■ **Input**:
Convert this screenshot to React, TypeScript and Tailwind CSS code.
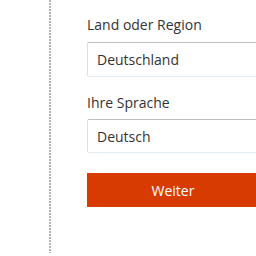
export default function App() {
  return (
    <div className="w-[256px] h-[256px] bg-white flex overflow-hidden" style={{ fontFamily: '"Open Sans", "Noto Sans", sans-serif' }}>
      <div className="ml-[49px] w-[2px] h-[253px] shrink-0 bg-[repeating-linear-gradient(to_bottom,#b4b4b4_0_2px,transparent_2px_3px)]" />
      <div className="ml-[36px] w-[172px] shrink-0 flex flex-col pt-[15px]">
        <div className="text-[14px] leading-[20px] text-[#333333]">Land oder Region</div>
        <div className="mt-[7px] h-[35px] rounded-[2px] border border-[#dedede] border-t-[#bdbdbd] border-b-[#e3ebf2] flex items-center pl-[9px] text-[14px] text-[#333333]">
          Deutschland
        </div>
        <div className="mt-[16px] text-[14px] leading-[20px] text-[#333333]">Ihre Sprache</div>
        <div className="mt-[6px] h-[34px] rounded-[2px] border border-[#dedede] border-t-[#bdbdbd] border-b-[#e3ebf2] flex items-center pl-[9px] text-[14px] text-[#333333]">
          Deutsch
        </div>
        <div className="mt-[20px] h-[34px] bg-[#d83b01] flex items-center justify-center text-[14px] text-white">
          Weiter
        </div>
      </div>
    </div>
  );
}
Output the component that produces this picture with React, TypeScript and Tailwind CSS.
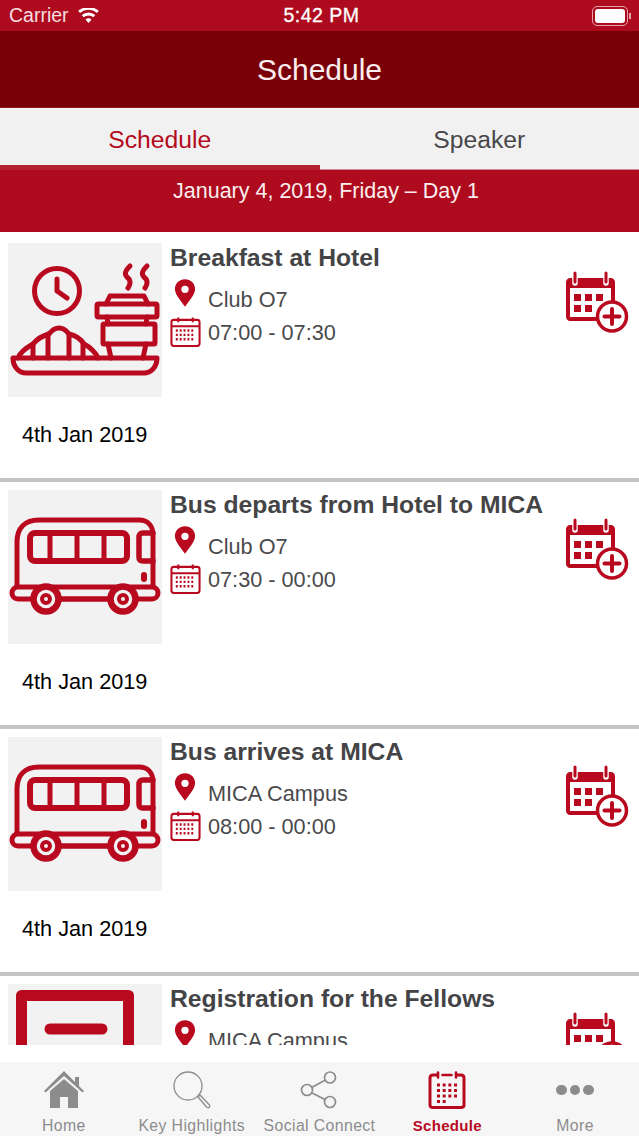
const RED = "#b8091f";

const BreakfastIcon = () => (
  <svg viewBox="0 0 154 154" className="w-[154px] h-[154px]" fill="none" stroke={RED} strokeWidth="5" strokeLinecap="round" strokeLinejoin="round">
    <circle cx="49" cy="48" r="22.500" />
    <path d="M49 36v12l10 7" />
    <path d="M122 23c-6 6-6 9-1 13 2 3 1 6-1 9M139 23c-6 6-6 9-1 13 2 3 1 6-1 9" />
    <path d="M98 61l4-8h34l4 8" />
    <rect x="89" y="61" width="60" height="13" rx="1.500" />
    <path d="M99 74l1 7M139 74l-1 7" />
    <rect x="95" y="81" width="52" height="20" rx="1" />
    <path d="M100 101l3 14M138 101l-3 14" />
    <path d="M10 115c2-6 8-10 15-14 5-6 12-9 16-10 3-4 7-6 10-6s7 2 10 6c5 1 11 4 15 10 6 3 12 9 14 14" />
    <path d="M25 101v14M40 91v24M61 91v24M75 101v14" />
    <path d="M5 115h144c0 9-6 15-13 15H18c-7 0-13-6-13-15z" />
  </svg>
);

const BusIcon = () => (
  <svg viewBox="0 0 154 154" className="w-[154px] h-[154px]" fill="none" stroke={RED} strokeWidth="5" strokeLinecap="round" strokeLinejoin="round">
    <path d="M9 98V52c0-14 8-22 22-22h100c9 0 14 6 14 15v53" />
    <rect x="22" y="43" width="97" height="28" rx="5" strokeWidth="6" />
    <path d="M42 43v28M69 43v28M96 43v28" />
    <path d="M145 43h-10c-3 0-4 2-4 4v20c0 3 1 4 4 4h10" strokeWidth="5.500" />
    <path d="M136 85v4" strokeWidth="6" />
    <rect x="4" y="97" width="146" height="12" rx="6" fill="#f2f2f3" />
    <path d="M38 109h77" strokeWidth="5" />
    <circle cx="38" cy="109" r="12.500" fill="#f2f2f3" strokeWidth="6.500" />
    <circle cx="115" cy="109" r="12.500" fill="#f2f2f3" strokeWidth="6.500" />
    <circle cx="38" cy="109" r="4" strokeWidth="4" />
    <circle cx="115" cy="109" r="4" strokeWidth="4" />
  </svg>
);

const RegistrationIcon = () => (
  <svg viewBox="0 0 154 154" className="w-[154px] h-[154px]" fill="none" stroke={RED} strokeWidth="11" strokeLinecap="round" strokeLinejoin="round">
    <path d="M13.500 100V11.500h107V100" />
    <path d="M42 45h52" />
  </svg>
);

const Pin = () => (
  <svg viewBox="0 0 24 32" className="w-[22px] h-[30px]">
    <path fillRule="evenodd" fill={RED} d="M12 1C5.600 1 1 5.700 1 11.600 1 18 8 25 12 31c4-6 11-13 11-19.400C23 5.700 18.400 1 12 1zm0 7a4 4 0 1 1 0 8 4 4 0 0 1 0-8z" />
  </svg>
);

const SmallCalendar = () => (
  <svg viewBox="0 0 32 32" className="w-[31px] h-[31px]" fill="none" stroke={RED} strokeWidth="2.100">
    <rect x="1.500" y="4" width="29" height="27" rx="2.500" />
    <path d="M1.500 10.500h29M8.500 1.500v5M23.500 1.500v5" />
    <path d="M6 15h20M6 19.500h20M6 24h20" strokeWidth="2.400" strokeDasharray="2 2" />
  </svg>
);

const AddCalendar = () => (
  <svg viewBox="0 0 64 62" className="w-[64px] h-[62px]">
    <path fill={RED} d="M1 11c0-2 2-4 4-4h41c2 0 4 2 4 4v28h-4V17H5v29h30v4H5c-2 0-4-2-4-4z" />
    <path d="M10 2v10M41 2v10" stroke="#fff" strokeWidth="5.500" strokeLinecap="round" />
    <path d="M10 2v9M41 2v9" stroke={RED} strokeWidth="3" strokeLinecap="round" />
    <path fill={RED} d="M9 23h7v7H9zM20 23h7v7h-7zM31 23h7v7h-7zM9 34h7v7H9zM20 34h7v7h-7z" />
    <circle cx="47" cy="45.500" r="14.500" fill="#fff" stroke={RED} strokeWidth="3.500" />
    <path d="M47 38v15M39.500 45.500h15" stroke={RED} strokeWidth="4" strokeLinecap="round" />
  </svg>
);

const HomeIcon = () => (
  <svg viewBox="0 0 40 38" className="w-[40px] h-[38px]" fill="#8c8c8c">
    <path d="M20 0L0 20l1.500 1.500L20 5l18.500 16.500L40 20l-5-5V6h-4v5z" />
    <path d="M20 8L6 20v17h10V26h8v11h10V20z" />
  </svg>
);

const LensIcon = () => (
  <svg viewBox="0 0 38 38" className="w-[38px] h-[38px]" fill="none" stroke="#8c8c8c">
    <circle cx="15" cy="15" r="14" strokeWidth="1.300" />
    <path d="M25 26l2-2 9.500 10c1 1.500-1 3.500-2.500 2.500z" strokeWidth="1.300" strokeLinejoin="round" />
  </svg>
);

const ShareIcon = () => (
  <svg viewBox="0 0 38 38" className="w-[38px] h-[38px]" fill="none" stroke="#8c8c8c" strokeWidth="1.700">
    <circle cx="30" cy="6.500" r="5.500" />
    <circle cx="7" cy="19" r="5.500" />
    <circle cx="30" cy="31" r="5.500" />
    <path d="M12 16.200l13-7M12 22l13 6.500" />
  </svg>
);

const TabCalendar = () => (
  <svg viewBox="0 0 38 38" className="w-[38px] h-[38px]" fill="none">
    <path d="M11 4H5C3 4 2 5.500 2 7v27c0 1.500 1 2.500 3 2.500h28c2 0 3-1 3-2.500V7c0-1.500-1-3-3-3h-6" stroke={RED} strokeWidth="3" />
    <path d="M10 1.500v5M28 1.500v5M14.500 4h9" stroke={RED} strokeWidth="2.600" strokeLinecap="round" />
    <path d="M9 14h20M9 19.500h20M9 25h20" stroke={RED} strokeWidth="3" strokeDasharray="3 2.670" />
    <path d="M9 30.500h9" stroke={RED} strokeWidth="3" strokeDasharray="3 2.670" />
  </svg>
);

const events = [
  { title: "Breakfast at Hotel", place: "Club O7", time: "07:00 - 07:30", icon: <BreakfastIcon /> },
  { title: "Bus departs from Hotel to MICA", place: "Club O7", time: "07:30 - 00:00", icon: <BusIcon /> },
  { title: "Bus arrives at MICA", place: "MICA Campus", time: "08:00 - 00:00", icon: <BusIcon /> },
  { title: "Registration for the Fellows", place: "MICA Campus", time: "08:00 - 09:00", icon: <RegistrationIcon /> },
];

const EventCard = ({ title, place, time, icon }: (typeof events)[number]) => (
  <div className="h-[247px] shrink-0 border-b-[4px] border-[#c4c3c6] bg-white flex relative">
    <div className="w-[170px] pl-2 pt-[8px] shrink-0">
      <div className="w-[154px] h-[154px] bg-[#f2f2f3] overflow-hidden">{icon}</div>
      <div className="pl-[14px] pt-[23px] text-[21.700px] leading-[30px] text-black">4th Jan 2019</div>
    </div>
    <div className="pt-[8px]">
      <div className="text-[24.700px] leading-[30px] font-bold text-[#444446] whitespace-nowrap">{title}</div>
      <div className="flex items-center h-[36px] mt-[9px] text-[21.700px] text-[#4a4a4c]">
        <span className="w-[38px] pl-[4px] -mt-[14px]"><Pin /></span>
        <span className="leading-[30px]">{place}</span>
      </div>
      <div className="flex items-center h-[30px] text-[21.700px] text-[#4a4a4c]">
        <span className="w-[38px] -mt-[3px]"><SmallCalendar /></span>
        <span className="leading-[30px]">{time}</span>
      </div>
    </div>
    <div className="absolute right-[10px] top-[36px]"><AddCalendar /></div>
  </div>
);

const TabItem = ({ label, active, children }: { label: string; active?: boolean; children: React.ReactNode }) => (
  <div className="flex-1 flex flex-col items-center">
    <div className="h-[38px] flex items-center justify-center">{children}</div>
    <div className={`mt-[7px] leading-[20px] whitespace-nowrap ${active ? "text-[15px] tracking-[0.3px] text-[#b8091f] font-bold" : "text-[15.800px] tracking-[0.4px] text-[#8c8c8c]"}`}>{label}</div>
  </div>
);

export default function App() {
  return (
    <div className="w-[639px] h-[1136px] flex flex-col overflow-hidden bg-white font-['Liberation_Sans',Arial,sans-serif]">
      <div className="h-[31px] shrink-0 bg-[#ae0b1f] text-white flex items-center justify-between pl-[9px] pr-[8px] relative">
        <div className="flex items-center gap-[9px] text-[19.500px] leading-none">
          <span className="text-[#f5dde0]">Carrier</span>
          <svg viewBox="0 0 22 16" className="w-[21px] h-[15px]" fill="#fff">
            <path d="M11 16l-3.200-3.800a5 5 0 0 1 6.400 0zM5.800 9.800l-2-2.300a11 11 0 0 1 14.400 0l-2 2.300a8 8 0 0 0-10.400 0zM1.900 5.300L0 3a17 17 0 0 1 22 0l-1.900 2.300a14 14 0 0 0-18.200 0z" />
          </svg>
        </div>
        <div className="absolute left-[4px] right-0 text-center text-[19.500px] leading-none tracking-[0.5px] [-webkit-text-stroke:0.3px_white]">5:42 PM</div>
        <div className="flex items-center">
          <div className="w-[36px] h-[20px] rounded-[5px] border border-[#e2a3ab] p-[2px]">
            <div className="w-full h-full bg-white rounded-[3px]" />
          </div>
          <div className="w-[2px] h-[6px] bg-[#e2a3ab] ml-px" />
        </div>
      </div>

      <div className="h-[77px] shrink-0 bg-[#7a0008] text-[#fbeeee] flex items-center justify-center text-[30px] border-b border-[#8a1c22]">Schedule</div>

      <div className="h-[62px] shrink-0 bg-[#f2f1f2] flex relative border-b border-[#c98a92]">
        <div className="w-1/2 flex justify-center pt-[15px] text-[24.700px] leading-[34px] text-[#b40a20]">Schedule</div>
        <div className="w-1/2 flex justify-center pt-[15px] text-[24.700px] leading-[34px] text-[#47474a]">Speaker</div>
        <div className="absolute left-0 -bottom-px w-1/2 h-[5px] bg-[#b4212f]" />
      </div>

      <div className="h-[62px] shrink-0 bg-[#ae0b1f] text-[#fbeeee] text-center text-[21.500px] leading-[30px] pt-[6px] pl-[13px]">January 4, 2019, Friday – Day 1</div>

      <div className="h-[813px] shrink-0 overflow-hidden flex flex-col pt-[3px]">
        {events.map((e) => (
          <EventCard key={e.title} {...e} />
        ))}
      </div>

      <div className="h-[17px] shrink-0 bg-white" />

      <div className="h-[74px] shrink-0 bg-[#f6f6f7] flex pt-[9px]">
        <TabItem label="Home"><HomeIcon /></TabItem>
        <TabItem label="Key Highlights"><LensIcon /></TabItem>
        <TabItem label="Social Connect"><ShareIcon /></TabItem>
        <TabItem label="Schedule" active><TabCalendar /></TabItem>
        <TabItem label="More">
          <div className="flex gap-[3px]">
            <span className="w-[10.500px] h-[10.500px] rounded-full bg-[#8c8c8c]" />
            <span className="w-[10.500px] h-[10.500px] rounded-full bg-[#8c8c8c]" />
            <span className="w-[10.500px] h-[10.500px] rounded-full bg-[#8c8c8c]" />
          </div>
        </TabItem>
      </div>
    </div>
  );
}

■ **Stated exercise**: Using the listing, say how many lines include the word "Tailwind", and add nothing else.

■ **Written response**: 2